Cabbie21 Fri 31-May-24 06:16:48

I have a 16 yr old grandson and though we have a close bond there’s no way we would be expected to share a cabin. His family sleep in various configurations but if need be grandson will share with dad (or sleep in a tent as dad snores)
This should have been discussed from the outset. Presumably there are financial considerations. As has been said, a single person pays double, so single cabins for you and the lad will cost a huge amount. Speak to the family asap. It is the parents who have created the problem, not their son.

Grams2five Fri 31-May-24 06:09:50

While I wouldn’t want to share with a teenager of either sex it’s a case of beggars can’t be choosers to me. If your son is paying for the trip you take what you’re given or book your own cabin so as not to have to share. I don’t think it’s appropriate to make demands of other peoples money.

Grannytomany Fri 31-May-24 03:15:33

I have an adult grandson with anxiety and social issues and think expecting anyone similarly affected, especially a 17 yr old of the opposite sex, to share with his granny is appalling and very unlikely to do anything except make both people feel very uncomfortable and embarrassed and it’s likely to be sheer torture for the boy.
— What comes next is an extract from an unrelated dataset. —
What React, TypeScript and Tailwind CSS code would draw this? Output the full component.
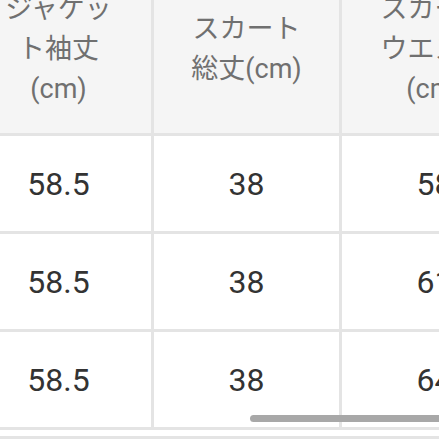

I suppose the issue with cruises is that a singleton occupying a cabin normally has to pay a 100% supplement so sharing (but with different configuration) makes sound financial sense.

You can’t just pay to upgrade, you’d have to book another cabin and pay the solo supplement which won’t be cheap,

nanna8 Fri 31-May-24 02:42:00

I certainly wouldn’t share a room with a 17 year old boy. Can you pay a bit extra and get a room to yourself ? Just say you are more comfortable that way or that you snore or something, anything!

Nansnet Fri 31-May-24 02:01:52

I definitely wouldn't agree to that! It's not fair on either of you. And I'm not even sure I'd want to share with the other gran either - depends how well you know her, and how well you get on? My preference, if I couldn't have my own cabin, would be to share with my daughter, and let father & son share together.

Ladyripple Thu 30-May-24 23:19:27

How inappropriate! Under no circumstances would I be doing that!